What are the tax benefits?
It is in the government's interest to encourage investment in these young firms. Some of the acorns of today will be the oak trees of tomorrow but, like acorns, a number will fail and investors lose their money. A great way to encourage investment is to offer investors tax breaks. However we believe it is important to invest for investment reasons alone, and treat the tax benefits as a bonus; they should not be the primary reason to invest.
Up to 30% of your initial investment back
If you are a tax payer you will receive a tax rebate of up to 30% when investing in a VCT. For example if you invest £10,000 you could either receive a cheque from the taxman for £3,000 or an adjustment in the tax you pay. Anyone can invest but note that this is a tax rebate and is restricted to the amount of income tax you pay (Tax deducted at source on dividends is not eligible). You can invest up to £200,000 each tax year but if you have only paid £5,000 in income tax you would only receive a £5,000 tax rebate. You must also hold onto the shares for five years to keep the tax rebate permanently. This rebate is only available when you invest in a new issue of shares in a VCT or a top-up.
Capital gains tax
When you eventually dispose of a VCT any gain will be completely exempt from capital gains tax. By buying shares in an existing VCT which is quoted on the stock market you do become eligible for the capital gains tax exemptions and you do benefit from tax free dividends as they are paid out. However it must be noted that to obtain the 30% tax relief against income tax this is only available if you buy shares in a VCT on launch.
To summarise - if you buy a VCT at launch you receive:-
- A 30% tax rebate (subject to your total income tax bill)
- Tax free distributions and dividends
- No capital gains tax on any capital profit on sale
Example A
Mr A decides to invest £200,000 in a VCT. In the 2006/2007 tax year he anticipates that he will pay £90,000 in income tax.
| Investment | £200,000 |
| Tax rebate | (£60,000) |
| Effective net cost | £140,000 |
| Tax rebate as percentage | 30% |
Example B
Mrs B decides to invest £10,000 after 6th April 2006, she earns £30,000 per year, so is a basic rate tax payer, and will pay approximately £5,000 in income tax. (Please note Mrs B has a significant portfolio and this represents less than 10% in total.)
| Investment | £10,000 |
| Tax rebate | (£3,000) |
| Effective net cost | £7,000 |
| Tax rebate as percentage | 30% |
Example C
Mrs C wants to invest £100,000. She earns £60,000 per year and is a higher rate tax payer. She has calculated that she will pay £16,200 in income tax in the tax year 2006/2007.
| Investment | £100,000 |
| Tax rebate | (£16,200) |
| Effective net cost | £83,800 |
| Tax rebate as percentage | 16.2% |
In the final example Mrs C has not paid enough income tax to reclaim the full 30% relief therefore she is entitled to only £16,200 which is the tax she will pay.

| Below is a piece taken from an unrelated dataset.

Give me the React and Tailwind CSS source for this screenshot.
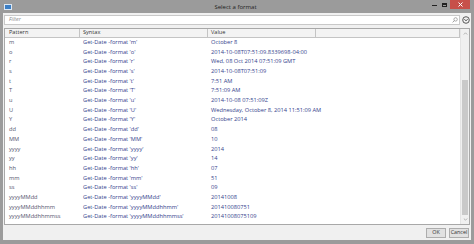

All tax treatments are subject to change and so can be varied. The exact value will depend on your circumstances. But you have to hold your investment for at least five years to take advantage of the tax breaks. If the VCT Manager fails to meet the investment rules, such as investing 70% within three years, the tax benefits could be withdrawn retrospectively.
How do I claim tax relief?
HMRC make this easy. When you complete your tax return, there is a special VCT section for completion whereby you will then be repaid the income tax by the HMRC via your tax code, as a lump sum rebate or if self-employed a reduction in Schedule D tax.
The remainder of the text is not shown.